The first part of the Turkish tale type corresponds, in the international Aarne-Thompson-Uther Index, to tale type ATU 433B, "King Lindworm": a serpent (snake, or dragon) son is born to a king and queen (either from a birthing implement or due to a wish); years later, the serpent prince wishes to marry, but he kills every bride they bring him; a girl is brought to him as a prospective bride, and wears several layers of cloth to parallel the serpent's skins; she disenchants him. Tale type ATU 433B, "King Lindworm", is part of the cycle of the Animal as Bridegroom, stories that involve a human maiden marrying a prince in animal form and disenchanting him. In addition, the second part of the Turkish tales follows what Georges Dumézil termed "The woman who married a Snake and a Dead Man".

Greek folklorist Georgios A. Megas considered that Greek variants showed a contamination between tale type 433B and subtype ATU 425E, "Enchanted Husband Sings Lullaby", where the pregnant heroine is sent by her lover, kidnapped by the fairies, to his mother's castle, where she can give birth in safety. He also noted that the combined narrative corresponded to Turkish type (TTV) 106, "Die schwarze Schlange" ("The Black Snake").

=== Motifs ===
==== The black snake-prince ====
Scholar Jan-Öjvind Swahn, in his work about Cupid and Psyche and other Animal as Bridegroom tales, described that the King Lindworm tales are "usually characterized" by the motifs of "release by bathing" and "7 shifts and 7 skins". Similarly, according to Birgit Olsen, "in most versions" the heroine is advised by her mother's spirit to wear many shifts for her wedding night with the lindworm prince.

== Variants ==
=== Distribution ===
Folklorist Stith Thompson noted that tale type 433B's continuation, with the heroine's adventures, occurs in the Near East. According to researchers Birgit Olsen and Warren S. Walker, and Greek scholars Anna Angelopoulou, Aigle Broskou and Michael Meraklis, the two-part narrative forms an East Mediterranean oikotype, popular in both Greece and Asia Minor. According to Gyula Németh, the first part of the tale is "very widespread" in Anatolia ("dieses in Anatolien stark verbreiteten Märchens", in the original).

=== Tales about snakes ===
==== The Snake Boy ====
In a Turkish tale collected from Ordu with the title Yılan oğlan ("The Snake Boy"), a padishah's son is born: a snake. The snake son grows up and is ready to be tutored, but he bites every candidate to death. In the same city, a man sends an orphan girl to be the prince's tutor. The girl says she will accept the job, but goes to her mother's grave for counsel. Her mother's spirit advises her to take two rose branches and use them on the prince to force him to complete his lessons. It happens thus. Later, the snake prince reaches marriageable age and they try to find him a suitable bride, but he kills every girl. He then demands as his bride the same girl that tutored him. The girl goes to her mother's grave again and her spirit advises her daughter to request a bridal dress made of forty hedgehog skins. Her request is fulfilled and she is brought to the snake prince. The girl tells the prince she will undo a layer of the dress if the prince removes one of his skins. It happens thus, and the girl, still following her mother's advice, prepares an oven and tosses the snakeskin along with the hedgehog skins to burn them. The snake prince is changed into a human youth, and father celebrates the fact. The now human prince marries the girl and they have many children.

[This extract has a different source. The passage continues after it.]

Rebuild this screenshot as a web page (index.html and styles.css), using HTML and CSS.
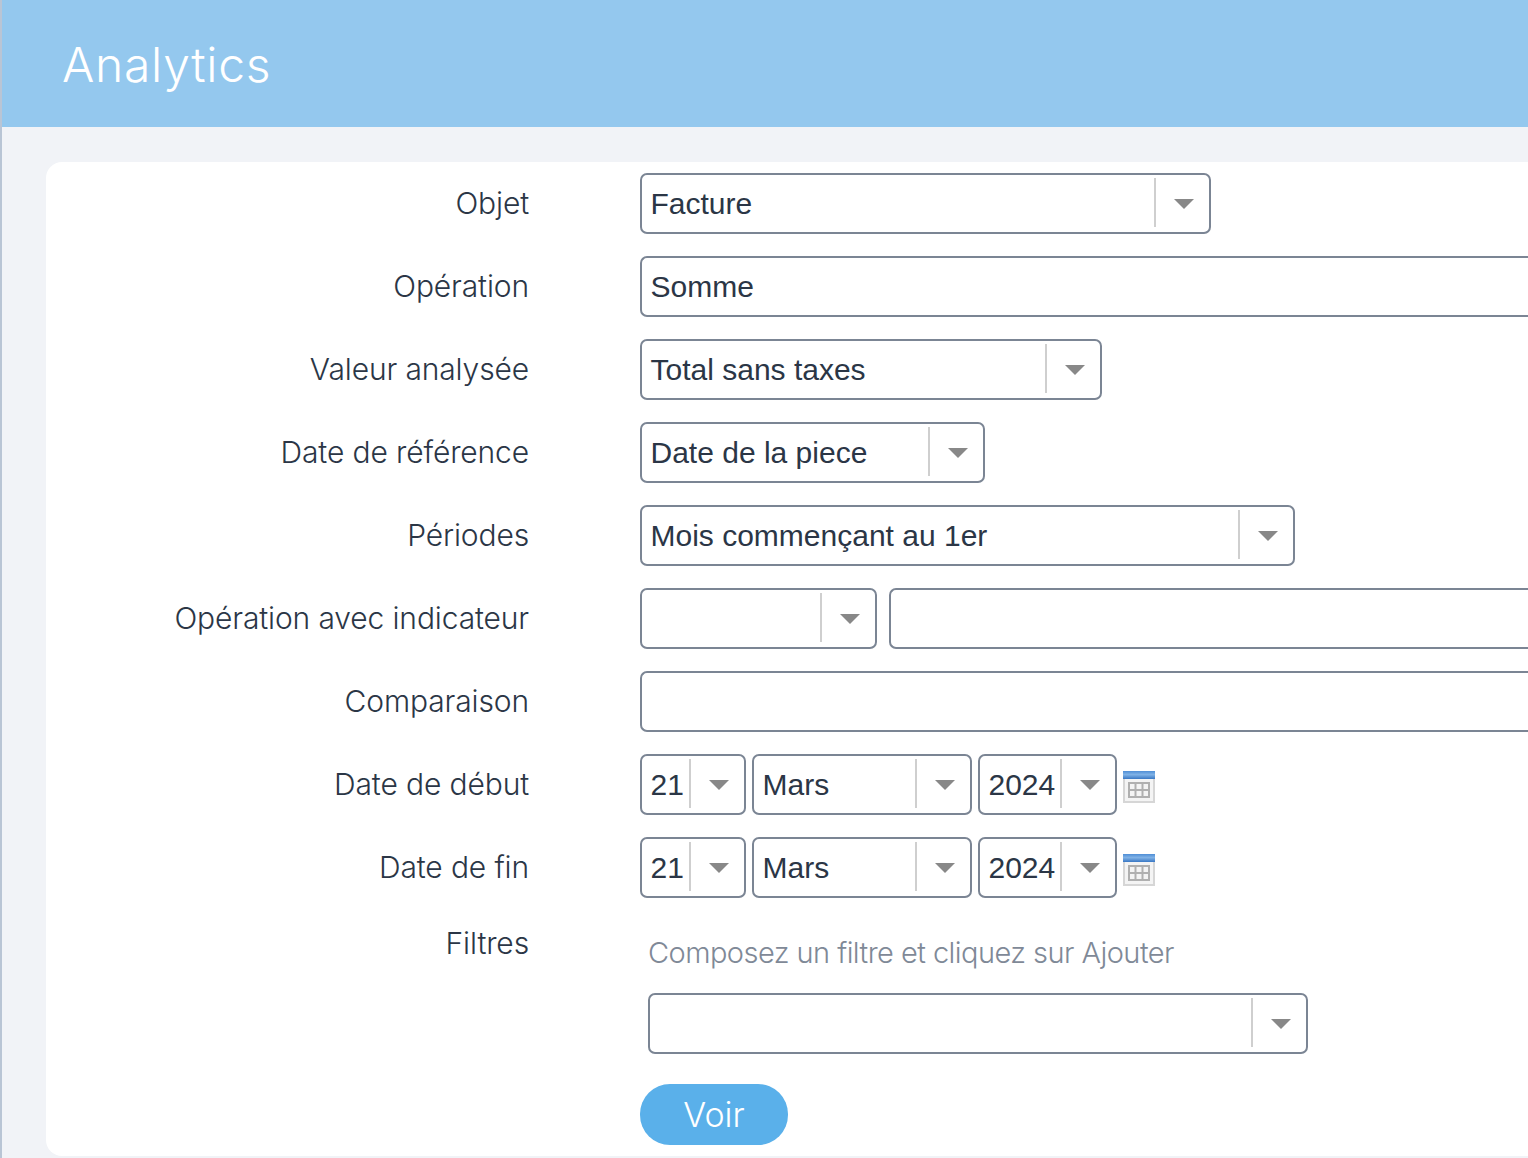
FILE: index.html
```html
<!DOCTYPE html>
<html lang="fr">
<head>
<meta charset="utf-8">
<title>Analytics</title>
<link rel="stylesheet" href="styles.css">
</head>
<body>
<div class="page">
  <header class="header"><h1 class="title">Analytics</h1></header>
  <main class="card">
    <form class="form">
      <div class="row"><label class="label">Objet</label><div class="controls">
        <div class="select w-objet"><span class="value">Facture</span><span class="arrow"></span></div>
      </div></div>
      <div class="row"><label class="label">Opération</label><div class="controls">
        <div class="input w-full"><span class="value">Somme</span></div>
      </div></div>
      <div class="row"><label class="label">Valeur analysée</label><div class="controls">
        <div class="select w-valeur"><span class="value">Total sans taxes</span><span class="arrow"></span></div>
      </div></div>
      <div class="row"><label class="label">Date de référence</label><div class="controls">
        <div class="select w-ref"><span class="value">Date de la piece</span><span class="arrow"></span></div>
      </div></div>
      <div class="row"><label class="label">Périodes</label><div class="controls">
        <div class="select w-periode"><span class="value">Mois commençant au 1er</span><span class="arrow"></span></div>
      </div></div>
      <div class="row"><label class="label">Opération avec indicateur</label><div class="controls controls-wide">
        <div class="select w-op"><span class="value"></span><span class="arrow"></span></div>
        <div class="input w-full"></div>
      </div></div>
      <div class="row"><label class="label">Comparaison</label><div class="controls">
        <div class="input w-full"></div>
      </div></div>
      <div class="row"><label class="label">Date de début</label><div class="controls">
        <div class="select w-day"><span class="value">21</span><span class="arrow"></span></div>
        <div class="select w-month"><span class="value">Mars</span><span class="arrow"></span></div>
        <div class="select w-year"><span class="value">2024</span><span class="arrow"></span></div>
        <svg class="cal" viewBox="0 0 32 32" aria-hidden="true"><defs><linearGradient id="calbar" x1="0" y1="0" x2="0" y2="1"><stop offset="0" stop-color="#4f8ed6"/><stop offset="0.45" stop-color="#80b2e6"/><stop offset="1" stop-color="#3a78c4"/></linearGradient></defs><rect y="7" width="32" height="25" fill="#d6d6d6"/><rect x="2" y="8" width="28" height="22" fill="#f4f4f4"/><rect width="32" height="8" fill="url(#calbar)"/><g fill="none" stroke="#b0b0b0" stroke-width="2"><rect x="6" y="12" width="20" height="14"/><path d="M12.500 12v14M19.500 12v14M6 19h20"/></g></svg>
      </div></div>
      <div class="row"><label class="label">Date de fin</label><div class="controls">
        <div class="select w-day"><span class="value">21</span><span class="arrow"></span></div>
        <div class="select w-month"><span class="value">Mars</span><span class="arrow"></span></div>
        <div class="select w-year"><span class="value">2024</span><span class="arrow"></span></div>
        <svg class="cal" viewBox="0 0 32 32" aria-hidden="true"><rect y="7" width="32" height="25" fill="#d6d6d6"/><rect x="2" y="8" width="28" height="22" fill="#f4f4f4"/><rect width="32" height="8" fill="url(#calbar)"/><g fill="none" stroke="#b0b0b0" stroke-width="2"><rect x="6" y="12" width="20" height="14"/><path d="M12.500 12v14M19.500 12v14M6 19h20"/></g></svg>
      </div></div>
      <div class="row row-filters"><label class="label">Filtres</label><div class="filters">
        <p class="hint">Composez un filtre et cliquez sur Ajouter</p>
        <div class="select w-filter"><span class="value"></span><span class="arrow"></span></div>
      </div></div>
      <div class="row row-submit"><span></span><div class="controls"><button class="btn" type="button">Voir</button></div></div>
    </form>
  </main>
</div>
</body>
</html>
```

FILE: styles.css
```css
* { box-sizing: border-box; }
html, body { margin: 0; height: 100%; overflow: hidden; }
body { background: #f1f3f7; font-family: "Inter", "Liberation Sans", sans-serif; color: #2b3646; }
.page { border-left: 2px solid #b9c5d5; height: 1158px; display: flex; flex-direction: column; }
.header { height: 127px; background: #94c8ee; padding: 2px 0 0 60px; display: flex; align-items: center; flex: none; }
.title { margin: 0; font-size: 48px; font-weight: 350; color: #fff; letter-spacing: 0.72px; }
.card { margin: 35px 0 2px 44px; background: #fff; border-radius: 16px 0 0 16px; padding-top: 11px; flex: 1; min-width: 0; }
.form { display: flex; flex-direction: column; gap: 22px; }
.row { display: grid; grid-template-columns: 483px minmax(0, 1fr); column-gap: 111px; align-items: center; }
.label { text-align: right; font-size: 30px; font-weight: 350; letter-spacing: -0.13px; line-height: 36px; padding-bottom: 2px; }
.controls { display: flex; align-items: center; gap: 6px; }
.controls-wide { gap: 12px; }
.select, .input { height: 61px; flex: none; border: 2px solid #7b8594; border-radius: 7px; background: #fff; display: flex; align-items: center; font-family: "Liberation Sans", Arial, sans-serif; font-size: 30px; }
.value { flex: 1; padding-left: 8.5px; white-space: nowrap; overflow: hidden; }
.arrow { flex: none; width: 55px; height: 49px; margin-bottom: 2px; border-left: 2px solid #cfcfcf; position: relative; }
.arrow::after { content: ""; position: absolute; left: 18px; top: 21px; border-style: solid; border-width: 10px 10.5px 0; border-color: #888 transparent transparent; }
.w-objet { width: 571px; }
.w-full { flex: 1; min-width: 0; border-right: 0; border-radius: 7px 0 0 7px; }
.w-valeur { width: 462px; }
.w-ref { width: 345px; }
.w-periode { width: 655px; }
.w-op { width: 237px; }
.w-day { width: 106px; }
.w-month { width: 220px; }
.w-year { width: 139px; }
.w-filter { width: 660px; }
.cal { width: 32px; height: 32px; flex: none; margin-top: 5px; }
.row-filters { align-items: start; margin-top: 5px; }
.filters { padding-left: 8px; }
.hint { margin: 10px 0 22px; font-size: 29px; font-weight: 350; line-height: 36px; letter-spacing: -0.55px; color: #7f8997; }
.row-submit { margin-top: 8px; }
.btn { width: 148px; height: 61px; border: 0; border-radius: 30px; background: #5ab0ea; color: #fff; font-family: "Inter", sans-serif; font-size: 34px; font-weight: 300; padding: 0; }
```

==== Snake Prince (Sütçüler) ====
In a Turkish tale collected from a source in Sütçüler with the title Yılan Şehzade ("Snake Prince"), a padishah cries for not having children. One day, he goes for a walk and meets a white-bearded man, to whom he tells his woes. The other man comforts the king that his wife will bear him a son. In time, the queen becomes pregnant and is ready to give birth, but their son is black snake. When the king learns his son is a snake, he remembers his words. The midwife cannot deliver the child, for he bites everyone to death. The king suddenly recalls the daughter of a farmer that can help in the prince's delivery, and sends for her. The story then explains the girl lives with her father and his second wife. The padishah's soldiers come for the girl and escort her back to the palace. The girl asks to pay a visit to her mother's grave before she reaches the palace. At the graveyard, the girl cries on her mother's grave for what she can do to help the padishah, and a voice echoes from the grave, telling the girl to have a cage made with a glass window, place some milk inside and attract the snake with it. The girl goes to the padishah and asks for the glass cage to be made, which she uses to capture the serpentine prince. She also takes care of the prince and feeds him with milk. After seven years, the padishah decides it is time to teach the snake son, but the prince bites every teacher they bring him. Thus, the girl is brought to the palace to deal with the situation. She cries again on her mother's grave, and the woman's spirit advises her to gather forty rose sticks, thirty-nine she will hold in one hand to beat the prince when he leaves the cage and tries to bite her. Some time later, the snake prince wishes to get married, but every bride they bring to him he bites to death. The padishah sends for the girl again, who goes to cry on her mother's grave. Her mother's voice tells her that, on the wedding night, she is to order the prince to take off his skin first, then she will remove her own clothes, and burn all of the snakeskins. Thus, the girl marries the snake prince. On the wedding night, the prince orders the girl to remove her clothes, but the girl replies that her husband should remove his first. The prince takes off the snakeskin, which the girl burns at once. When she goes to see the prince, she finds a youth handsome as the full moon.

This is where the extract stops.